The Omega Globemaster prices in steel begin at around $7,700 for Matt’s reference 18.104.22.168.02.001 and go up from there. The reference 22.214.171.124.02.002 model I wore in 18k yellow gold on an alligator strap has a significantly higher price, retailing at $21,600. David reviewed the two-tone reference 126.96.36.199.02.001 with white dial, and Ariel’s was the reference 188.8.131.52.03.001 two-tone steel and Sedna gold with blue dial, both with a price of $12,000. I really loved wearing this watch and I agree with Ariel that a cohesive and thoughtful marketing campaign could cement the Omega Globemaster’s market standing as a watch that rivals offerings from the Swiss Green Giant.
Matt Smith-Johnson says: Minor infractions aside, I spent a whole lot of time wearing the Omega Globemaster, and I was definitely sad to see it go. It took up a whole lot of wrist time, and I found that it was surprisingly versatile. I tried on the leather strap version as well and although I really loved that folding clasp and alligator band, it would probably make the watch harder to dress down, and I perhaps wouldn’t have worn it as often as I did on the bracelet.
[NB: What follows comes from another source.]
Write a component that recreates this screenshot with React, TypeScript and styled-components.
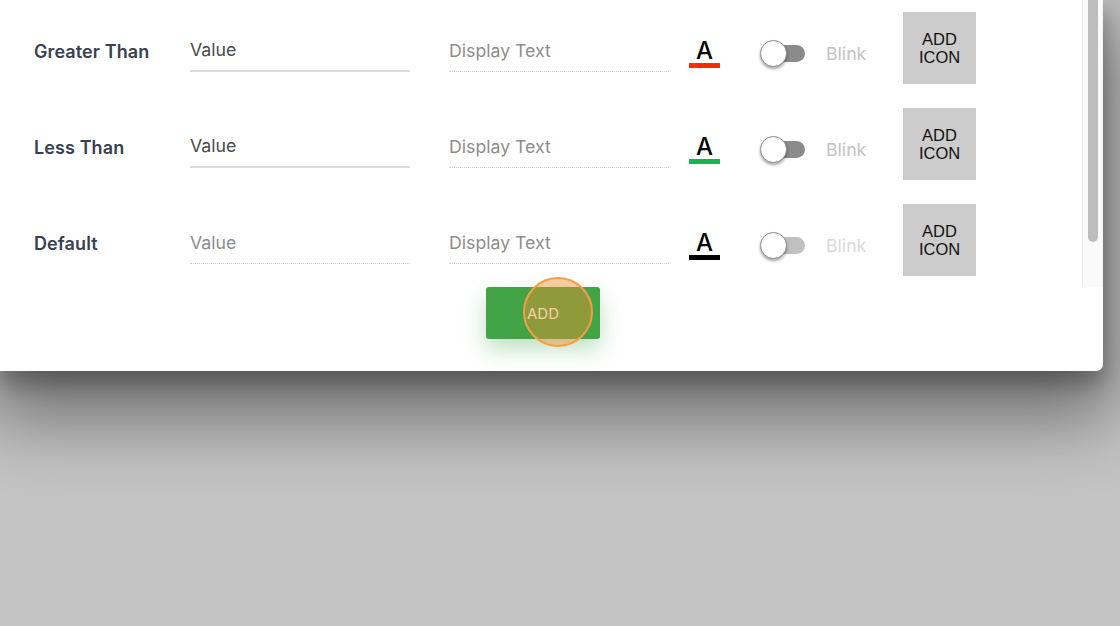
import React from "react";
import styled, { createGlobalStyle } from "styled-components";

const Global = createGlobalStyle`
  html, body { margin: 0; padding: 0; }
  body {
    background: #c3c3c3;
    width: 1120px;
    height: 626px;
    overflow: hidden;
    font-family: Inter, "Open Sans", sans-serif;
  }
`;

const Panel = styled.div`
  width: 1103px;
  height: 371px;
  background: #fff;
  border-bottom-right-radius: 7px;
  box-shadow: 0 12px 22px rgba(0, 0, 0, 0.28), 0 36px 70px 12px rgba(0, 0, 0, 0.42);
  display: flex;
  flex-direction: column;
  position: relative;
`;

const ScrollArea = styled.div`
  height: 287px;
  display: flex;
`;

const Rows = styled.div`
  flex: 1;
  display: flex;
  flex-direction: column;
  gap: 24px;
  padding: 12px 0 0 34px;
`;

const Track = styled.div`
  width: 18px;
  background: #fafafa;
  border-left: 1px solid #ececec;
  border-right: 1px solid #f4f4f4;
  display: flex;
  justify-content: center;
  padding-left: 1px;
`;

const Thumb = styled.div`
  width: 10px;
  height: 242px;
  background: #bdbdbd;
  border-radius: 0 0 6px 6px;
`;

const Row = styled.div`
  height: 72px;
  display: flex;
  align-items: center;
`;

const Label = styled.div`
  width: 156px;
  font-size: 18px;
  font-weight: 600;
  color: #394150;
  margin-top: 7px;
  letter-spacing: 0.1px;
`;

const Field = styled.div<{ $width: number; $gap: number; $solid?: boolean; $muted?: boolean }>`
  width: ${(p) => p.$width}px;
  margin-right: ${(p) => p.$gap}px;
  height: 40px;
  margin-top: 7px;
  box-sizing: border-box;
  display: flex;
  align-items: center;
  padding-bottom: 2px;
  font-size: 17.7px;
  color: ${(p) => (p.$muted ? "#8d8d8d" : "#4a4a4a")};
  border-bottom: ${(p) => (p.$solid ? "2px solid #dcdcdc" : "1px dotted #cfcfcf")};
`;

const ColorIcon = styled.div`
  width: 31px;
  margin-left: 20px;
  margin-right: 40px;
  margin-top: 10px;
  display: flex;
  flex-direction: column;
  align-items: center;
`;

const Letter = styled.span`
  font-family: Inter, "Liberation Sans", sans-serif;
  font-size: 24px;
  line-height: 23px;
  color: #000;
  font-weight: 500;
`;

const Bar = styled.div<{ $color: string }>`
  width: 31px;
  height: 5px;
  margin-top: 1px;
  background: ${(p) => p.$color};
`;

const Toggle = styled.div`
  position: relative;
  width: 45px;
  height: 27px;
  margin-top: 10px;
  margin-right: 21px;
  display: flex;
  align-items: center;
`;

const ToggleTrack = styled.div<{ $disabled?: boolean }>`
  margin-left: 10px;
  width: 35px;
  height: 17px;
  border-radius: 9px;
  background: ${(p) => (p.$disabled ? "#c0c0c0" : "#8a8a8a")};
`;

const Knob = styled.div`
  position: absolute;
  left: 0;
  top: 0;
  width: 25px;
  height: 25px;
  border-radius: 50%;
  background: #fff;
  border: 1px solid #8c8c8c;
  box-shadow: 0 2px 3px rgba(0, 0, 0, 0.35);
`;

const Blink = styled.span<{ $disabled?: boolean }>`
  width: 77px;
  font-size: 17.7px;
  margin-top: 11px;
  color: ${(p) => (p.$disabled ? "#dadada" : "#c2c2c2")};
`;

const IconBox = styled.div`
  width: 73px;
  height: 72px;
  background: #cccccc;
  display: flex;
  align-items: center;
  justify-content: center;
  text-align: center;
  font-family: "Liberation Sans", Arial, sans-serif;
  font-size: 16.5px;
  line-height: 18px;
  color: #111;
`;

const Footer = styled.div`
  flex: 1;
  display: flex;
  justify-content: center;
  padding-right: 17px;
`;

const AddButton = styled.div`
  position: relative;
  width: 114px;
  height: 52px;
  background: #43a447;
  border-radius: 3px;
  color: #fff;
  font-size: 15px;
  display: flex;
  align-items: center;
  justify-content: center;
  box-shadow: 0 10px 22px rgba(67, 164, 71, 0.35);
`;

const Touch = styled.div`
  position: absolute;
  left: 37px;
  top: -10px;
  width: 66px;
  height: 66px;
  border-radius: 50%;
  border: 2.5px solid #f59d48;
  background: rgba(244, 141, 45, 0.43);
`;

type RowData = {
  label: string;
  color: string;
  disabled?: boolean;
};

const rows: RowData[] = [
  { label: "Greater Than", color: "#ff2a00" },
  { label: "Less Than", color: "#17b552" },
  { label: "Default", color: "#000000", disabled: true },
];

export default function App() {
  return (
    <>
      <Global />
      <Panel>
        <ScrollArea>
          <Rows>
            {rows.map((r) => (
              <Row key={r.label}>
                <Label>{r.label}</Label>
                <Field $width={220} $gap={39} $solid={!r.disabled} $muted={r.disabled}>
                  Value
                </Field>
                <Field $width={220} $gap={0} $muted>
                  Display Text
                </Field>
                <ColorIcon>
                  <Letter>A</Letter>
                  <Bar $color={r.color} />
                </ColorIcon>
                <Toggle>
                  <ToggleTrack $disabled={r.disabled} />
                  <Knob />
                </Toggle>
                <Blink $disabled={r.disabled}>Blink</Blink>
                <IconBox>
                  ADD
                  <br />
                  ICON
                </IconBox>
              </Row>
            ))}
          </Rows>
          <Track>
            <Thumb />
          </Track>
        </ScrollArea>
        <Footer>
          <AddButton>
            ADD
            <Touch />
          </AddButton>
        </Footer>
      </Panel>
    </>
  );
}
Either way, this watch really made me feel a bit special when I strapped it on my wrist, and again when I took it off to admire the movement. The details are really something, and I’m not writing off the Omega Globemaster as a future contender for a portion of my paycheque. It’s a solid watch that pays homage to an icon in a clever way, and I think it’s a solid addition to the Omega catalogue. omegawatches.com
>Price: $7,700; $12,000; and $21,600 as tested
>Size: 39mm x 12.5mm
>Would reviewer personally wear it: Yes.
>Friend we’d recommend it to first: Anyone who is a serious Omega watchnerd, or someone who is seeking a well-rounded luxury timepiece.
>Best characteristic of watch: That backside. Just look at it.
>Worst characteristic of watch: The uneven gap between the end link and first link as compared to the rest of the bracelet.